Which makes sense since even today half the colors out there people would not know there colors...For instance magenta! Now how many people would even know thats a color, or what it looks like, and would they even know the difference between it and purple. Not likely right, unless they were first thought to spot the difference, and even then most people would still say its purple. So ya! Its all wording and programed social aspects within given contexts.

posted on Mar, 4 2015 @ 02:57 AM

originally posted by: snowen20
According to the Oxford dictionary of Jewish religion: "ḤILLAZON" Conchiferous marine animal, the blue blood of which was used for dying the blue cord of the tsitsit.

Tsitsit: fringes attached to the four corners of garments. Numbers 15.37–41 commands that a blue thread be added to.

So here is a ancient description of not only the color blue, but a label of its color in relation to something we can visually see today as being blue.

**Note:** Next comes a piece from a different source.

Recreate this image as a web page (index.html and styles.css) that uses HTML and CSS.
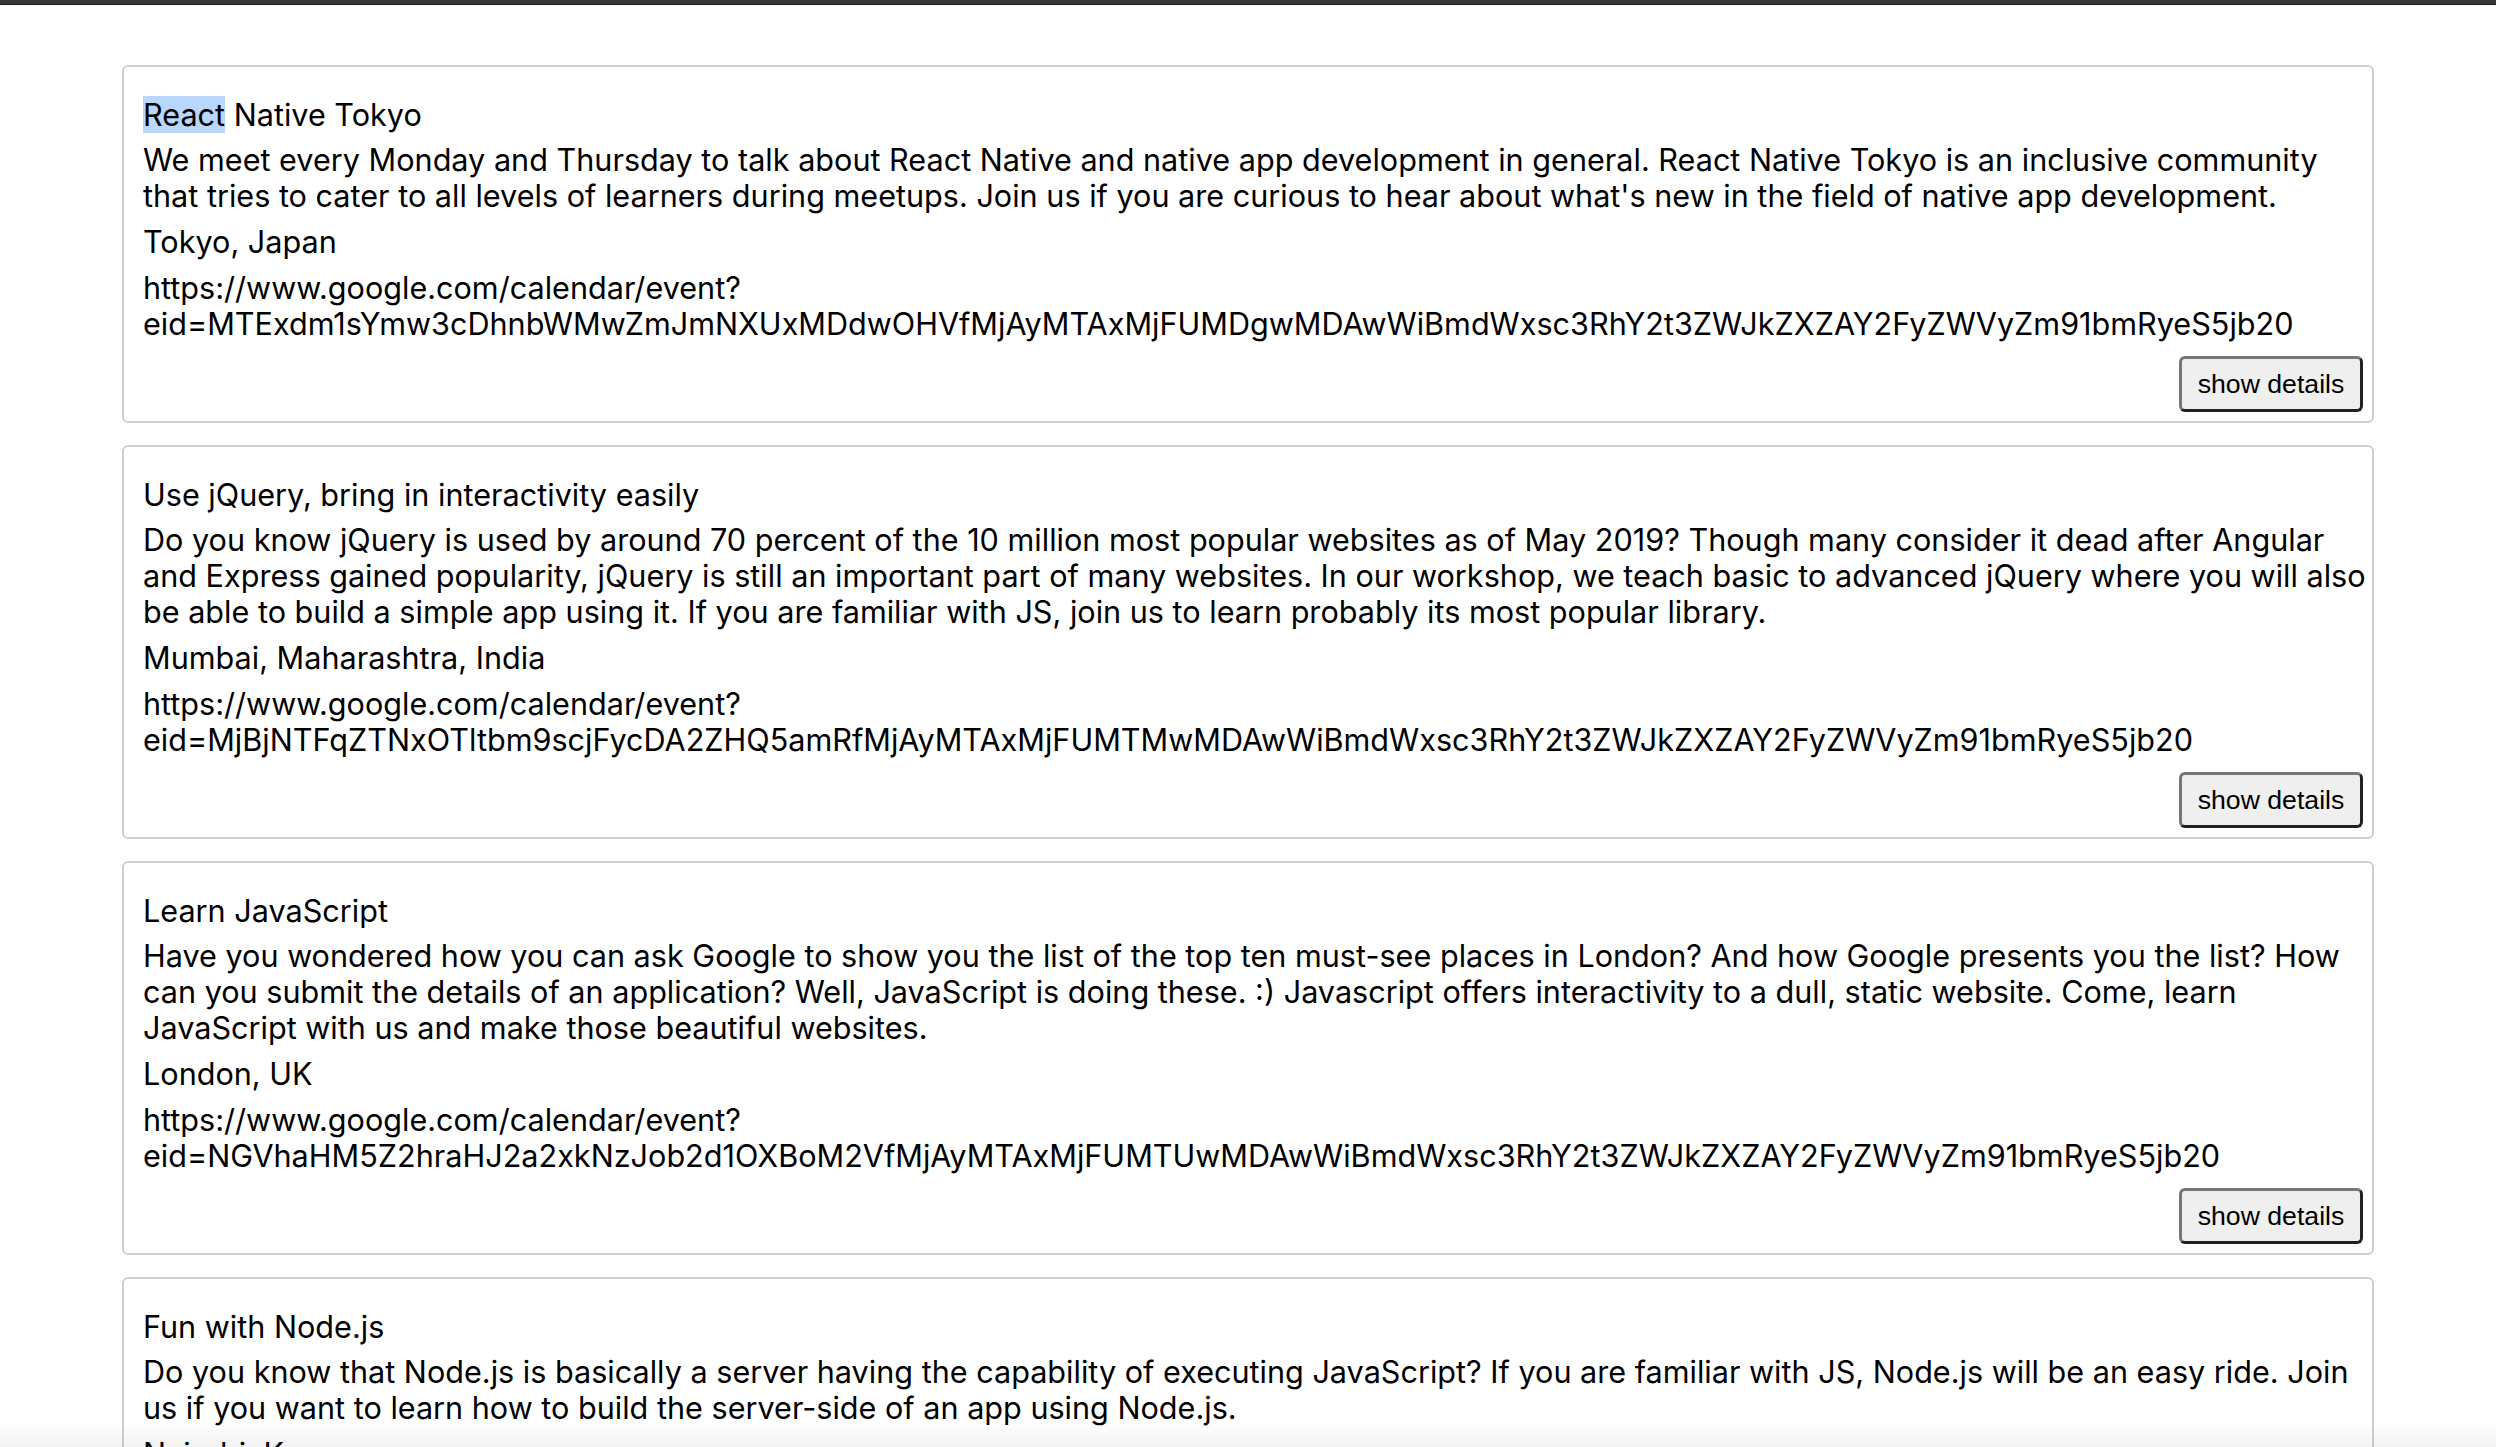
FILE: index.html
```html
<!DOCTYPE html>
<html lang="en">
<head>
<meta charset="utf-8">
<title>Events</title>
<link rel="stylesheet" href="styles.css">
</head>
<body>
<div class="topbar"></div>
<main class="event-list">
  <article class="event">
    <p class="event-name"><span class="selected">React</span> Native Tokyo</p>
    <p class="event-desc">We meet every Monday and Thursday to talk about React Native and native app development in general. React Native Tokyo is an inclusive community that tries to cater to all levels of learners during meetups. Join us if you are curious to hear about what's new in the field of native app development.</p>
    <p class="event-loc">Tokyo, Japan</p>
    <p class="event-link">https://www.google.com/calendar/event?<wbr>eid=MTExdm1sYmw3cDhnbWMwZmJmNXUxMDdwOHVfMjAyMTAxMjFUMDgwMDAwWiBmdWxsc3RhY2t3ZWJkZXZAY2FyZWVyZm91bmRyeS5jb20</p>
    <div class="event-actions"><button class="details-btn">show details</button></div>
  </article>
  <article class="event">
    <p class="event-name">Use jQuery, bring in interactivity easily</p>
    <p class="event-desc">Do you know jQuery is used by around 70 percent of the 10 million most popular websites as of May 2019? Though many consider it dead after Angular and Express gained popularity, jQuery is still an important part of many websites. In our workshop, we teach basic to advanced jQuery where you will also be able to build a simple app using it. If you are familiar with JS, join us to learn probably its most popular library.</p>
    <p class="event-loc">Mumbai, Maharashtra, India</p>
    <p class="event-link">https://www.google.com/calendar/event?<wbr>eid=MjBjNTFqZTNxOTltbm9scjFycDA2ZHQ5amRfMjAyMTAxMjFUMTMwMDAwWiBmdWxsc3RhY2t3ZWJkZXZAY2FyZWVyZm91bmRyeS5jb20</p>
    <div class="event-actions"><button class="details-btn">show details</button></div>
  </article>
  <article class="event">
    <p class="event-name">Learn JavaScript</p>
    <p class="event-desc">Have you wondered how you can ask Google to show you the list of the top ten must-see places in London? And how Google presents you the list? How can you submit the details of an application? Well, JavaScript is doing these. :) Javascript offers interactivity to a dull, static website. Come, learn JavaScript with us and make those beautiful websites.</p>
    <p class="event-loc">London, UK</p>
    <p class="event-link">https://www.google.com/calendar/event?<wbr>eid=NGVhaHM5Z2hraHJ2a2xkNzJob2d1OXBoM2VfMjAyMTAxMjFUMTUwMDAwWiBmdWxsc3RhY2t3ZWJkZXZAY2FyZWVyZm91bmRyeS5jb20</p>
    <div class="event-actions"><button class="details-btn">show details</button></div>
  </article>
  <article class="event">
    <p class="event-name">Fun with Node.js</p>
    <p class="event-desc">Do you know that Node.js is basically a server having the capability of executing JavaScript? If you are familiar with JS, Node.js will be an easy ride. Join us if you want to learn how to build the server-side of an app using Node.js.</p>
    <p class="event-loc">Nairobi, Kenya</p>
    <p class="event-link">https://www.google.com/calendar/event?<wbr>eid=MXNvcGFxMmRlOWRqdGpiaXVuOGdqdHM0aGVfMjAyMTAxMjFUMTgwMDAwWiBmdWxsc3RhY2t3ZWJkZXZAY2FyZWVyZm91bmRyeS5jb20</p>
    <div class="event-actions"><button class="details-btn">show details</button></div>
  </article>
</main>
<div class="bottom-fade"></div>
</body>
</html>
```
FILE: styles.css
```css
html, body {
  height: 100%;
  overflow: hidden;
}

body {
  margin: 0;
  background: #ffffff;
  color: #000000;
  font-family: "Inter", "Liberation Sans", sans-serif;
  font-size: 30.6px;
  line-height: 36px;
}

.topbar {
  height: 4px;
  background: #35363a;
  border-bottom: 1px solid #1c1c1e;
}

.event-list {
  display: flex;
  flex-direction: column;
  gap: 22px;
  padding: 60px 122px 0 122px;
}

.event {
  border: 2px solid #d0d0d0;
  border-radius: 6px;
  padding: 30px 6px 9px 19px;
  display: flex;
  flex-direction: column;
}

.event p {
  margin: 0 0 10px 0;
}

.event .event-name {
  margin-bottom: 9px;
}

.event .event-link {
  margin-bottom: 14px;
}

.selected {
  background: #b9d6fb;
}

.event-actions {
  display: flex;
  justify-content: flex-end;
  padding-right: 3px;
}

.details-btn {
  font-family: "Liberation Sans", Arial, sans-serif;
  font-size: 26.67px;
  line-height: 30px;
  color: #000;
  background: #efefef;
  border: 3px solid;
  border-color: #767676 #222222 #222222 #767676;
  border-radius: 6px;
  width: 184px;
  height: 56px;
  padding: 0;
}

.bottom-fade {
  position: fixed;
  left: 0;
  right: 0;
  bottom: 0;
  height: 26px;
  background: linear-gradient(to bottom, rgba(0,0,0,0), rgba(0,0,0,0.05));
  pointer-events: none;
}
```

Not sure if this will be relevant.


And, last year it was announced that they had even found fabric which had been dyed with the Biblical blue dye:

edit on 4-3-2015 by jeramie because: (no reason given)

posted on Mar, 5 2015 @ 05:11 AM
a reply to: Namdru

A most educated reply. Thank you!

posted on Mar, 10 2015 @ 03:10 PM
Don't tell me a dress is involved?

posted on Mar, 31 2015 @ 09:30 PM
a reply to: Shadow Herder

It would certainly suck if people couldn't see the colour blue.
However I couldn't imagine a life lived without hearing, The Blues.

That would be a life not worth living.